What is asked:
Only the lines from the top of the listing below to the line that has "const R = 14.6" should be echoed, with both ends kept and pictures left out.

Source excerpt:
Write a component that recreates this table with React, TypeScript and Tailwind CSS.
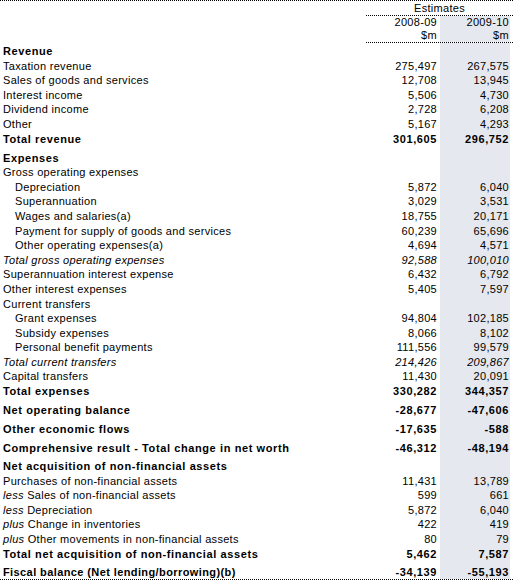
type Row = {
  label: string
  a?: string
  b?: string
  kind?: 'bold' | 'italic' | 'sub' | 'plain'
  prefix?: string
  tight?: boolean
  h: number
}

const R = 14.6

const rows: Row[] = [
  { label: 'Revenue', kind: 'bold', h: 15 },
  { label: 'Taxation revenue', a: '275,497', b: '267,575', h: R },
  { label: 'Sales of goods and services', a: '12,708', b: '13,945', h: R },
  { label: 'Interest income', a: '5,506', b: '4,730', h: R },
  { label: 'Dividend income', a: '2,728', b: '6,208', h: R },
  { label: 'Other', a: '5,167', b: '4,293', h: R },
  { label: 'Total revenue', a: '301,605', b: '296,752', kind: 'bold', h: R },
  { label: 'Expenses', kind: 'bold', h: 19 },
  { label: 'Gross operating expenses', h: R },
  { label: 'Depreciation', a: '5,872', b: '6,040', kind: 'sub', h: R },
  { label: 'Superannuation', a: '3,029', b: '3,531', kind: 'sub', h: R },
  { label: 'Wages and salaries(a)', a: '18,755', b: '20,171', kind: 'sub', h: R },
  { label: 'Payment for supply of goods and services', a: '60,239', b: '65,696', kind: 'sub', h: R },
  { label: 'Other operating expenses(a)', a: '4,694', b: '4,571', kind: 'sub', h: R },
  { label: 'Total gross operating expenses', a: '92,588', b: '100,010', kind: 'italic', h: R },
  { label: 'Superannuation interest expense', a: '6,432', b: '6,792', h: R },
  { label: 'Other interest expenses', a: '5,405', b: '7,597', h: R },
  { label: 'Current transfers', h: R },
  { label: 'Grant expenses', a: '94,804', b: '102,185', kind: 'sub', h: R },
  { label: 'Subsidy expenses', a: '8,066', b: '8,102', kind: 'sub', h: R },
  { label: 'Personal benefit payments', a: '111,556', b: '99,579', kind: 'sub', h: R },
  { label: 'Total current transfers', a: '214,426', b: '209,867', kind: 'italic', h: R },
  { label: 'Capital transfers', a: '11,430', b: '20,091', h: R },
  { label: 'Total expenses', a: '330,282', b: '344,357', kind: 'bold', h: R },
  { label: 'Net operating balance', a: '-28,677', b: '-47,606', kind: 'bold', h: 19 },
  { label: 'Other economic flows', a: '-17,635', b: '-588', kind: 'bold', h: 19 },
  { label: 'Comprehensive result - Total change in net worth', a: '-46,312', b: '-48,194', kind: 'bold', h: 19 },
  { label: 'Net acquisition of non-financial assets', kind: 'bold', h: 18 },
  { label: 'Purchases of non-financial assets', a: '11,431', b: '13,789', h: R },
  { label: 'Sales of non-financial assets', prefix: 'less', a: '599', b: '661', h: R },
  { label: 'Depreciation', prefix: 'less', a: '5,872', b: '6,040', h: R },
  { label: 'Change in inventories', prefix: 'plus', a: '422', b: '419', h: R },
  { label: 'Other movements in non-financial assets', prefix: 'plus', a: '80', b: '79', h: R },
  { label: 'Total net acquisition of non-financial assets', a: '5,462', b: '7,587', kind: 'bold', h: R },
  { label: 'Fiscal balance (Net lending/borrowing)(b)', a: '-34,139', b: '-55,193', kind: 'bold', tight: true, h: 18 },
]

function textClass(kind?: Row['kind']) {
  if (kind === 'bold') return 'font-bold tracking-[0.6px]'
  if (kind === 'italic') return 'italic tracking-[0.3px]'
  return 'tracking-[0.3px]'
}

function TableRow({ row }: { row: Row }) {
  const t = textClass(row.kind)
  return (
    <div className="flex" style={{ height: row.h }}>
      <div
        className={`w-[366px] flex items-end leading-[13px] ${row.kind === 'sub' ? 'pl-[15px]' : 'pl-[3px]'} ${t}`}
      >
        <span className={`whitespace-nowrap ${row.tight ? 'tracking-[0.4px]' : ''}`}>
          {row.prefix && <i>{row.prefix} </i>}
          {row.label}
        </span>
      </div>
      <div className={`w-[74px] flex items-end justify-end pr-[3px] leading-[13px] ${t}`}>{row.a}</div>
      <div className={`w-[70px] flex items-end justify-end pr-[1px] leading-[13px] bg-[#e5e8ee] ${t}`}>{row.b}</div>
      <div className="w-[3px]" />
    </div>
  )
}

export default function App() {
  return (
    <div className="w-[513px] h-[581px] bg-white text-black text-[11px] font-['Liberation_Sans',Arial,sans-serif]">
      <div className="border-t border-dotted border-black">
        {/* header */}
        <div className="flex h-[15px]">
          <div className="w-[366px]" />
          <div className="w-[147px] flex items-end justify-center leading-[13px] tracking-[0.3px] border-b border-dotted border-black">
            Estimates
          </div>
        </div>
        <div className="flex">
          <div className="w-[366px]" />
          <div className="w-[147px] border-b border-dotted border-black">
            <div className="flex h-[13px] tracking-[0.3px] leading-[13px]">
              <div className="w-[74px] text-right pr-[3px]">2008-09</div>
              <div className="w-[70px] text-right pr-[1px] bg-[#e5e8ee]">2009-10</div>
            </div>
            <div className="flex h-[13px] tracking-[0.3px] leading-[13px]">
              <div className="w-[74px] text-right pr-[3px]">$m</div>
              <div className="w-[70px] text-right pr-[1px] bg-[#e5e8ee]">$m</div>
            </div>
          </div>
        </div>
        <div className="border-b border-dotted border-black">
          {rows.map((r, i) => (
            <TableRow key={i} row={r} />
          ))}
        </div>
      </div>
    </div>
  )
}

Solution for this exercise:
Write a component that recreates this table with React, TypeScript and Tailwind CSS.
type Row = {
  label: string
  a?: string
  b?: string
  kind?: 'bold' | 'italic' | 'sub' | 'plain'
  prefix?: string
  tight?: boolean
  h: number
}

const R = 14.6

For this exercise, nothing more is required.